I told them I had a Mum Crush.

Now, there are two ways conversations like this generally go. One is that people who have known you for years stare at you strangely, there is an uncomfortable silence and then suddenly everyone remembers they left a load of washing on and they all leave, never to speak to you again.

Luckily, this particular conversation went the other way.

‘Oh, me too,’ said one of them.

‘Hmmm, Simone*,’ sighed the other one

‘Yes!’ the other one said nodding.

I was a bit jealous they shared the same Mum Crush, but their kids went to a different school than mine.

‘Who’s your Mum Crush?’ my friend asked. ‘Why is she so good?’

I shrugged. I was hardly going to tell them that when I see her I think of the ‘Everything is Awesome’ song from the Lego Movie, cos she is just – awesome.

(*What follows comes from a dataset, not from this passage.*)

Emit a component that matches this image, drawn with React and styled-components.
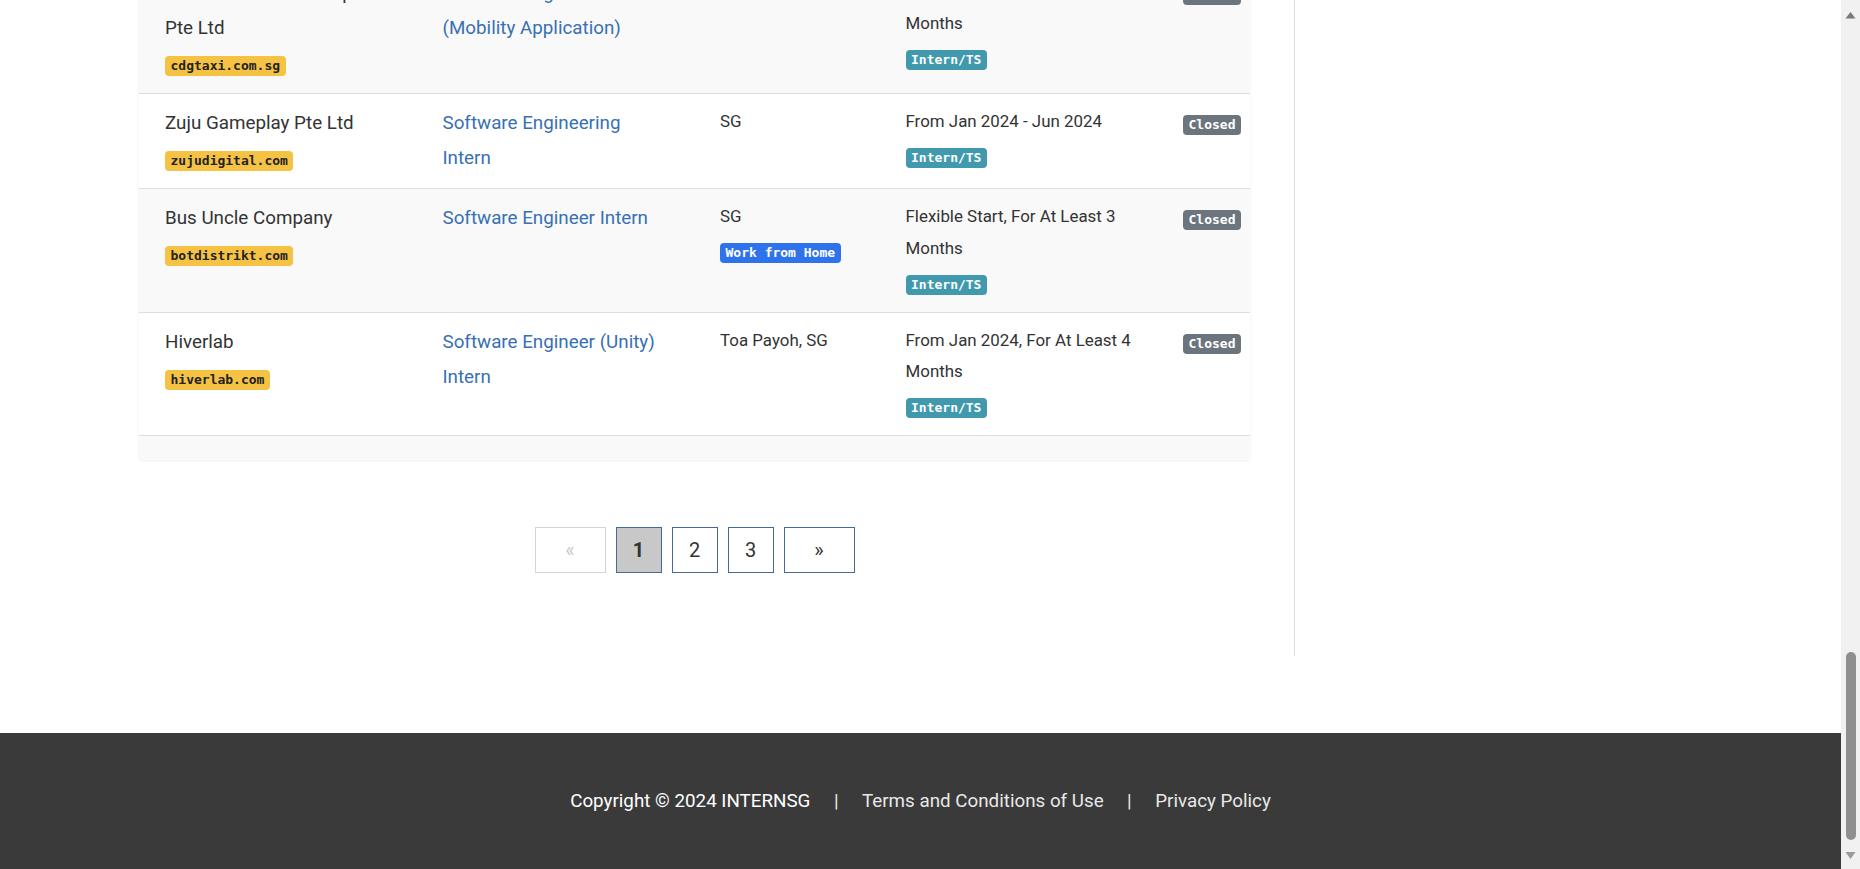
import React from 'react'
import styled, { createGlobalStyle } from 'styled-components'

const GlobalStyle = createGlobalStyle`
html, body {
  margin: 0;
  padding: 0;
  overflow: hidden;
}
body {
  font-family: Roboto, "Liberation Sans", sans-serif;
  color: #333;
  background: #fff;
}
`

const Viewport = styled.div`
display: flex;
height: 100vh;
overflow: hidden;
`

const Page = styled.div`
flex: 1;
min-width: 0;
display: flex;
flex-direction: column;
justify-content: flex-end;
overflow: hidden;
`

const Layout = styled.div`
flex-shrink: 0;
display: flex;
padding-left: 139px;
`

const Main = styled.div`
width: 1111px;
padding-bottom: 83px;
`

const Sidebar = styled.aside`
flex: 1;
margin-left: 44px;
border-left: 1px solid #ddd;
`

const Card = styled.div`
background: #f9f9f9;
border-radius: 4px;
box-shadow: 0 1px 3px rgba(0, 0, 0, 0.07);
padding-bottom: 24px;
`

const Row = styled.div`
display: grid;
grid-template-columns: 277.5px 277.5px 185.5px 277.5px 1fr;
padding-left: 14px;
border-bottom: 1px solid #dedede;
background: ${p => (p.$plain ? '#fff' : '#f9f9f9')};
`

const Cell = styled.div`
padding: 12px ${p => (p.$last ? '0' : p.$narrow ? '46px' : '12px')} 12px 12px;
`

const Name = styled.div`
font-size: 18.8px;
line-height: 35px;
color: #333;
white-space: pre-line;
`

const Title = styled.a`
display: block;
font-size: 18.8px;
line-height: 35px;
color: #3870b3;
text-decoration: none;
`

const Info = styled.div`
font-size: 16.9px;
line-height: 31.75px;
color: #333;
`

const BadgeRow = styled.div`
display: flex;
margin: ${p => (p.$top ? '9px 0 0' : '10px 0 5px')};
`

const badgeColors = {
  site: ['#f5c244', '#222'],
  remote: ['#2f73ec', '#fff'],
  type: ['#4199ae', '#fff'],
  closed: ['#6c757d', '#fff'],
}

const Badge = styled.span`
display: inline-block;
height: 20px;
line-height: 20px;
padding: 0 5.5px;
border-radius: 4px;
font-family: "DejaVu Sans Mono", "Liberation Mono", monospace;
font-weight: 700;
font-size: 13px;
background: ${p => badgeColors[p.$kind][0]};
color: ${p => badgeColors[p.$kind][1]};
`

const Pager = styled.nav`
display: flex;
justify-content: center;
gap: 10px;
margin-top: 67px;
`

const PageButton = styled.a`
box-sizing: border-box;
display: flex;
align-items: center;
justify-content: center;
width: ${p => (p.$wide ? '71px' : '46px')};
height: 46px;
border: 1px solid ${p => (p.$disabled ? '#d4d4d4' : '#46699a')};
background: ${p => (p.$active ? '#c8c8c8' : '#fff')};
color: ${p => (p.$disabled ? '#c8c8c8' : '#333')};
font-size: 20px;
font-weight: ${p => (p.$active ? 700 : 400)};
text-decoration: none;
`

const Footer = styled.footer`
flex-shrink: 0;
margin-top: 77px;
height: 136px;
background: #3a3a3a;
display: flex;
align-items: center;
justify-content: center;
font-size: 18.8px;
color: #fff;
`

const FooterLink = styled.a`
color: #e8e8e8;
text-decoration: none;
`

const Sep = styled.span`
padding: 0 23.5px;
color: #e8e8e8;
`

const Scrollbar = styled.div`
width: 19px;
flex-shrink: 0;
background: #f1f1f1;
display: flex;
flex-direction: column;
align-items: center;
`

const Track = styled.div`
flex: 1;
`

const Thumb = styled.div`
width: 10px;
height: 188px;
border-radius: 5px;
background: #8f8f8f;
`

const jobs = [
  {
    company: 'ComfortDelGro Transport\nPte Ltd',
    site: 'cdgtaxi.com.sg',
    title: 'Software Engineer Intern (Mobility Application)',
    place: 'Bishan, SG',
    period: 'Flexible Start, For At Least 6 Months',
  },
  {
    company: 'Zuju Gameplay Pte Ltd',
    site: 'zujudigital.com',
    title: 'Software Engineering Intern',
    place: 'SG',
    period: 'From Jan 2024 - Jun 2024',
  },
  {
    company: 'Bus Uncle Company',
    site: 'botdistrikt.com',
    title: 'Software Engineer Intern',
    place: 'SG',
    remote: true,
    period: 'Flexible Start, For At Least 3 Months',
  },
  {
    company: 'Hiverlab',
    site: 'hiverlab.com',
    title: 'Software Engineer (Unity) Intern',
    place: 'Toa Payoh, SG',
    period: 'From Jan 2024, For At Least 4 Months',
  },
]

const App = () => {
  return (
    <>
      <GlobalStyle />
      <Viewport>
        <Page>
          <Layout>
            <Main>
              <Card>
                {jobs.map((job, i) => (
                  <Row key={job.site} $plain={i % 2 === 1}>
                    <Cell>
                      <Name>{job.company}</Name>
                      <BadgeRow>
                        <Badge $kind="site">{job.site}</Badge>
                      </BadgeRow>
                    </Cell>
                    <Cell $narrow>
                      <Title href="#">{job.title}</Title>
                    </Cell>
                    <Cell>
                      <Info>{job.place}</Info>
                      {job.remote && (
                        <BadgeRow>
                          <Badge $kind="remote">Work from Home</Badge>
                        </BadgeRow>
                      )}
                    </Cell>
                    <Cell>
                      <Info>{job.period}</Info>
                      <BadgeRow>
                        <Badge $kind="type">Intern/TS</Badge>
                      </BadgeRow>
                    </Cell>
                    <Cell $last>
                      <BadgeRow $top>
                        <Badge $kind="closed">Closed</Badge>
                      </BadgeRow>
                    </Cell>
                  </Row>
                ))}
              </Card>

              <Pager>
                <PageButton $wide $disabled>«</PageButton>
                <PageButton $active>1</PageButton>
                <PageButton href="#">2</PageButton>
                <PageButton href="#">3</PageButton>
                <PageButton $wide href="#">»</PageButton>
              </Pager>
            </Main>
            <Sidebar />
          </Layout>

          <Footer>
            <span>Copyright © 2024 INTERNSG</span>
            <Sep>|</Sep>
            <FooterLink href="#">Terms and Conditions of Use</FooterLink>
            <Sep>|</Sep>
            <FooterLink href="#">Privacy Policy</FooterLink>
          </Footer>
        </Page>

        <Scrollbar>
          <svg width="19" height="30" viewBox="0 0 19 30">
            <path d="M4.5 18.5 L14.5 18.5 L9.5 12 Z" fill="#787878" />
          </svg>
          <Track />
          <Thumb />
          <svg width="19" height="29" viewBox="0 0 19 29">
            <path d="M4.5 12 L14.5 12 L9.5 19 Z" fill="#9a9a9a" />
          </svg>
        </Scrollbar>
      </Viewport>
    </>
  )
}

export default App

You have to remember Mum Crush’s aren’t about sex (what’s that anyway?) or anything physical, so it wasn’t that she was particularly attractive – although she is. To me, at least.
And it wasn’t that her life was something I coveted, or that her kids were better than mine, or husband was more manly. None of these things feature in a Mum Crush.

‘Well, I just find her fascinating. She talks about interesting things and we have actual conversations,’ I said. ‘Remember those?’ I said sourly as our three year olds raced through the room with handfuls of Tiny Teddies.

I said a LOT more than this (but have to maintain some level of dignity here, unlike at Mothers Group where no one expects me to have any dignity) until I realised I was gabbling like a school girl, gushing over the fact that *gasp* someone liked to talk to me.

But my friends were nodding. They totally got it.

A Mum Crush is different to a friend, probably because they’re just slightly outside your sphere. Perhaps your kids are in different classes or they go to a different school. But you probably share something – a relic of a life before you had kids perhaps – and she reminds you what it is like to be not a mum. And you love her for it.


Do you have a Mum Crush?


*Names have been changed to protect my friends. Actually, since I can’t actually remember the name of their Mum Crush, it’s entirely possible that is her real name. Sorry about that.